The dash for gas burn has always been as carbon polluting as coal without clean coal technology. But it has generated obscene profits while disguising the gap between electricity supply and demand. Gas as a strategy for industrial generation, a strategy dependent on imports, has to be a minor part of future planning, a fallback.

The whole question of nuclear strategy and design has to be placed in the forefront of long term planning. Are the colossus Hinkley Point and similar technologies the answer or the more radical small modular reactors? Reactor design in Britain has been in abeyance in real terms for over 30 years, again a deliberate political decision.

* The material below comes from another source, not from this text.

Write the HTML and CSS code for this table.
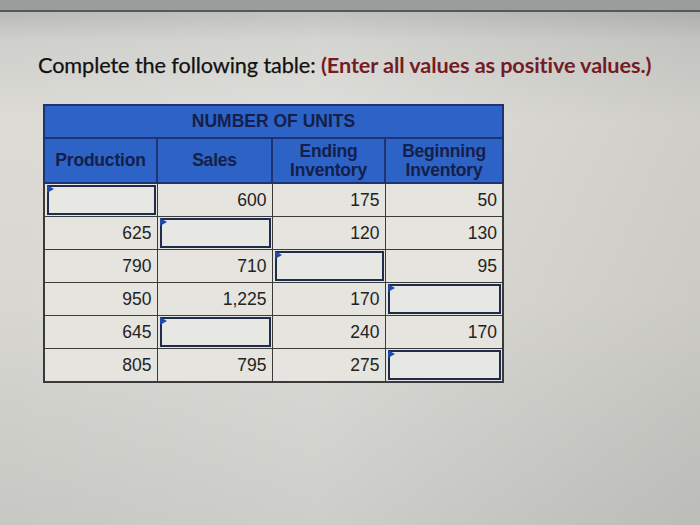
FILE: index.html
```html
<!DOCTYPE html>
<html>
<head>
<meta charset="utf-8">
<link rel="stylesheet" href="styles.css">
</head>
<body>
<div class="screen">
  <div class="topbar"></div>
  <div class="content">
    <h1 class="title">Complete the following table: <span class="note">(Enter all values as positive values.)</span></h1>
    <table class="units">
      <colgroup>
        <col class="c1"><col class="c2"><col class="c3"><col class="c4">
      </colgroup>
      <thead>
        <tr class="hrow1"><th colspan="4">NUMBER OF UNITS</th></tr>
        <tr class="hrow2">
          <th>Production</th>
          <th>Sales</th>
          <th>Ending<br>Inventory</th>
          <th>Beginning<br>Inventory</th>
        </tr>
      </thead>
      <tbody>
        <tr>
          <td class="input"><div class="box"><span class="flag"></span></div></td>
          <td>600</td><td>175</td><td>50</td>
        </tr>
        <tr>
          <td>625</td>
          <td class="input"><div class="box"><span class="flag"></span></div></td>
          <td>120</td><td>130</td>
        </tr>
        <tr>
          <td>790</td><td>710</td>
          <td class="input"><div class="box"><span class="flag"></span></div></td>
          <td>95</td>
        </tr>
        <tr>
          <td>950</td><td>1,225</td><td>170</td>
          <td class="input"><div class="box"><span class="flag"></span></div></td>
        </tr>
        <tr>
          <td>645</td>
          <td class="input"><div class="box"><span class="flag"></span></div></td>
          <td>240</td><td>170</td>
        </tr>
        <tr>
          <td>805</td><td>795</td><td>275</td>
          <td class="input"><div class="box"><span class="flag"></span></div></td>
        </tr>
      </tbody>
    </table>
  </div>
</div>
</body>
</html>
```

FILE: styles.css
```css
html, body {
  margin: 0;
  padding: 0;
}

.screen {
  width: 700px;
  height: 525px;
  overflow: hidden;
  background:
    linear-gradient(90deg, rgba(255,255,255,0.0) 0%, rgba(255,255,255,0.12) 45%, rgba(0,0,0,0.06) 100%),
    linear-gradient(180deg, #b0b0ae 0px, #cfcfcb 40px, #dcdbd6 120px, #d8d7d2 300px, #c7c7c3 524px);
  font-family: "Liberation Sans", Arial, sans-serif;
}

.topbar {
  height: 10px;
  background: #9a9d9c;
  border-bottom: 2px solid #555857;
}

.content {
  padding: 40px 0 0 38px;
}

.title {
  margin: 0;
  font-family: Lato, "Liberation Sans", sans-serif;
  font-size: 21.7px;
  font-weight: 400;
  color: #111111;
  line-height: 26px;
  letter-spacing: -0.1px;
  -webkit-text-stroke: 0.25px #111111;
}

.note {
  font-weight: 700;
  color: #741c26;
  -webkit-text-stroke: 0;
}

.units {
  margin: 26px 0 0 5px;
  border-collapse: collapse;
  table-layout: fixed;
  width: 459px;
  background: #e5e4df;
  border: 2px solid #3a3a3c;
}

.c1 { width: 113px; }
.c2 { width: 115px; }
.c3 { width: 113px; }
.c4 { width: 118px; }

.units th {
  background: #2d62c6;
  color: #14204a;
  font-weight: 700;
  font-size: 17.5px;
  letter-spacing: -0.2px;
  line-height: 19px;
  border: 2px solid #1d3372;
  padding: 0;
  text-align: center;
}

.hrow1 th {
  height: 31px;
  letter-spacing: 0;
}

.hrow2 th {
  height: 43px;
}

.units td {
  height: 32px;
  box-sizing: border-box;
  padding: 0 5px 0 0;
  border: 1px solid #3b3b3b;
  text-align: right;
  font-size: 17.5px;
  line-height: 20px;
  color: #232323;
  vertical-align: middle;
}

.units td.input {
  padding: 0;
  position: relative;
}

.box {
  position: relative;
  height: 26px;
  margin: 1px 1px 1px 2px;
  border: 2px solid #1f2c4c;
  background: #e7e7e3;
}

.flag {
  position: absolute;
  left: -2px;
  top: -2px;
  width: 0;
  height: 0;
  border-top: 4px solid transparent;
  border-bottom: 4px solid transparent;
  border-left: 7px solid #1f4aa8;
}
```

The inability of nuclear engineers to develop relatively stable technologies is reflected in previous design – 10 Magnox stations, 9 differing designs; seven advanced gas reactor stations, four differing designs; one pressurised water reactor station, one design. But since none has been built in over 40 years it poses many questions. Do we use proven technologies which have a life expectancy of 40 years? Do we develop new designs and technologies as replacements?

Within all these struggles to arrive at a coherent energy strategy, where are the trade unions? In the privatised companies the trade unions and numbers of workers generally have been pared to the bone. Automation, outsourcing, self-employment individualised contracts, shell companies and overseas investment control – all have reduced the workforce dramatically. A new coherent trade union strategy for energy must be created, one that rises above sectional interests.

Skill, training, long termism, strategic planning with a commitment to an industrial dream turned into an industrial reality must replace the failure of market energy policy witnessed over the last 30 years. But that energy strategy must also dovetail into the supportive industries – construction, transport, the metal industries, manufacture, higher education and all other productive processes required to rebuild Britain.